=== Task instructions ===
Check each line of the data below for the word "this", then extract the ones that have it.

=== Records for the task ===
▼
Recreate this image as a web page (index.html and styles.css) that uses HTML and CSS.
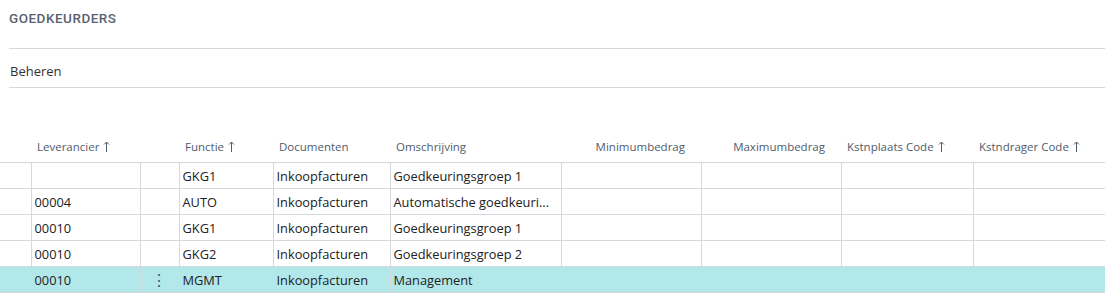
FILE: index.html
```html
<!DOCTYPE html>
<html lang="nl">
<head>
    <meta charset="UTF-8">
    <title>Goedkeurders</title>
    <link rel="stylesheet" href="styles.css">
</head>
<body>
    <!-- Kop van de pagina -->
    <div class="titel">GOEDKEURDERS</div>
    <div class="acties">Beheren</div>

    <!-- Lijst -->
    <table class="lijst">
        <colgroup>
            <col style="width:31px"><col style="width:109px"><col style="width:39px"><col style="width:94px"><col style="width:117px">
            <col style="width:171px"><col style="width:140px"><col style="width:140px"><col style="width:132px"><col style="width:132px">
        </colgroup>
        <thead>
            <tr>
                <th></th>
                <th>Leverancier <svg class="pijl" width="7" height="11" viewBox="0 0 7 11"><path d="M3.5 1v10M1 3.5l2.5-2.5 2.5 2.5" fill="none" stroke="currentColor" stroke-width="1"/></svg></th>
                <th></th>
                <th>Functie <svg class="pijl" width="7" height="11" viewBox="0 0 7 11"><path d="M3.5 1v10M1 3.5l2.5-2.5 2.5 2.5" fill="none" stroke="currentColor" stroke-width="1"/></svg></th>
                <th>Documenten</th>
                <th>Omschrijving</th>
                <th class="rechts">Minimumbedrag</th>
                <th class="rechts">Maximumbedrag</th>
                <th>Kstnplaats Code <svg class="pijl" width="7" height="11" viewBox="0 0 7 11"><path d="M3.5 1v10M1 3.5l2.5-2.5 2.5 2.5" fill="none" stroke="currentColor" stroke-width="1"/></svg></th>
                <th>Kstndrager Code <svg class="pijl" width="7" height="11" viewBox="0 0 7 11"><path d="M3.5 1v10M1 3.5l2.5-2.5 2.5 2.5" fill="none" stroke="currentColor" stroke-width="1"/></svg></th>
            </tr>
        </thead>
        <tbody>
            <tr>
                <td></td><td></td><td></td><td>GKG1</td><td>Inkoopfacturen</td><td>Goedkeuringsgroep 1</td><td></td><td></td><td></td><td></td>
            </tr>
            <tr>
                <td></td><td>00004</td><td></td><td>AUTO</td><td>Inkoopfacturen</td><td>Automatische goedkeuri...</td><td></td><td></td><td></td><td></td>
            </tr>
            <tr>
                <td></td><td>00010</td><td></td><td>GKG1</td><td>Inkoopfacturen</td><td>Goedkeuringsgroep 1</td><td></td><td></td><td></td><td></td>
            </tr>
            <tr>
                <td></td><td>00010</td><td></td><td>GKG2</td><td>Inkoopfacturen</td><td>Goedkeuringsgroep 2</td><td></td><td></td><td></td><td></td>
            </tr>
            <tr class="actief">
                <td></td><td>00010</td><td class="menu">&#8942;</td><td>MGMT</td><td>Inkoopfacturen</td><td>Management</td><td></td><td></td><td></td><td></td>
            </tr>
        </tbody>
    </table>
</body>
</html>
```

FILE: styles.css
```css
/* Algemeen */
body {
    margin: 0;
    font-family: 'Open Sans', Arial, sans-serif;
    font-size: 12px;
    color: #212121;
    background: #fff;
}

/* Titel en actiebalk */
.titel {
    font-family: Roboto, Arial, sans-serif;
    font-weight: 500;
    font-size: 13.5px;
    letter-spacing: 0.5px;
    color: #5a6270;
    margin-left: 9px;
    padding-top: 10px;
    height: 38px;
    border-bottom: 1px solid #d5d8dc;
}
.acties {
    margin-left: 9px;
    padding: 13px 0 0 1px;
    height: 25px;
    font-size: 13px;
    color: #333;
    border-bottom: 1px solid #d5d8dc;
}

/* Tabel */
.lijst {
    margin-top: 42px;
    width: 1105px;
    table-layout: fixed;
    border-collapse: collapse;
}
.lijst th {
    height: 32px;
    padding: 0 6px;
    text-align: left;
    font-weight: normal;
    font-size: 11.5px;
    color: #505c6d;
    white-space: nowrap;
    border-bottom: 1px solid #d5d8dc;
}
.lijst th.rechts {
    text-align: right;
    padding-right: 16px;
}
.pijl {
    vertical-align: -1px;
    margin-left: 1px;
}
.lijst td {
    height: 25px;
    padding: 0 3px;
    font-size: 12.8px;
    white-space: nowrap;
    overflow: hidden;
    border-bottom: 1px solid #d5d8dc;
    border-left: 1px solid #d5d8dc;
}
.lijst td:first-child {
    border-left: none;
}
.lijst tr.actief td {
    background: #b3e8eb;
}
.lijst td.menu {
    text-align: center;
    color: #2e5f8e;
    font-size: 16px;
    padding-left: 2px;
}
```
▲
▼
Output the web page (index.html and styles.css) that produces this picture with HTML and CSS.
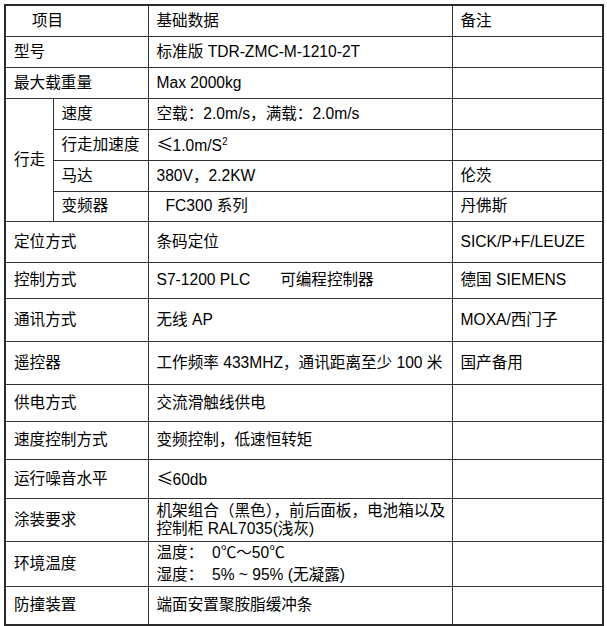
▲
=== Answer to the problem ===
Recreate this image as a web page (index.html and styles.css) that uses HTML and CSS.
Output the web page (index.html and styles.css) that produces this picture with HTML and CSS.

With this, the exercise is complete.